The children are so vulnerable and have been so marginalized and had such a lack of opportunities that we need to be as brilliant as we can be in order that they have brilliant services to hopefully be brilliant in whatever they do as a result of all of that. My way of looking after the staff is how I want that modelled to the children, so that the children see that this is the possibility – they see us giving staff opportunities to grow & learn then they know we are serious about doing that with them.

How, ideally, would you like to bring out the best in the people you work with?

One of things I think we are profoundly poor at in this sector is developing people. I think we’re actually terrible about it. We pay it lip service, but it’s the first thing that gets caught in a budget. It’s the first thing, often, that a donor won’t fund.

One of the things that I did when I first started was I created the position of a Learning and Development Director. How are we going to learn and develop as an organization in order to reach our strategy? How are we going to help the kids learn and develop as a result of that kind of organization? We didn’t have the money to bring brilliant, experienced (the finished product if you like) people so we had to bring in people who were really keen at the early or middle of their careers and wanted to develop.

The core strategic question is: if we’re going to create a world where no child is forced to live in the street then what ‘s the learning and development process that you’d need to do all the time to get you to that end?

So is learning critical to an organisation’s success?

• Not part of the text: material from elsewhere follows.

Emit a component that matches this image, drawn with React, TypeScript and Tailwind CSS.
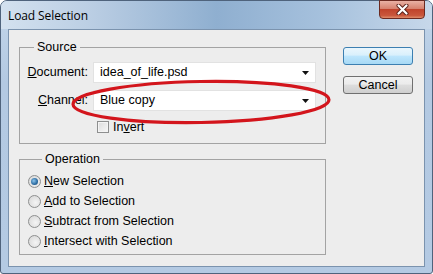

Yes. Especially when you’re working with young children or young people, if your staff aren’t learning then how on earth can you encourage the children to be doing the same thing? That reflects. I think it’s a critical thing to be doing in an organization. For us, it was one of three key things that made Retrak successful: learning and development, having a strategy and a really clear vision (that 150 kids contributed to), and going after grants based on our M&E (trying, if you like to build an evidence base for every programme we designed then sought grant funding for that).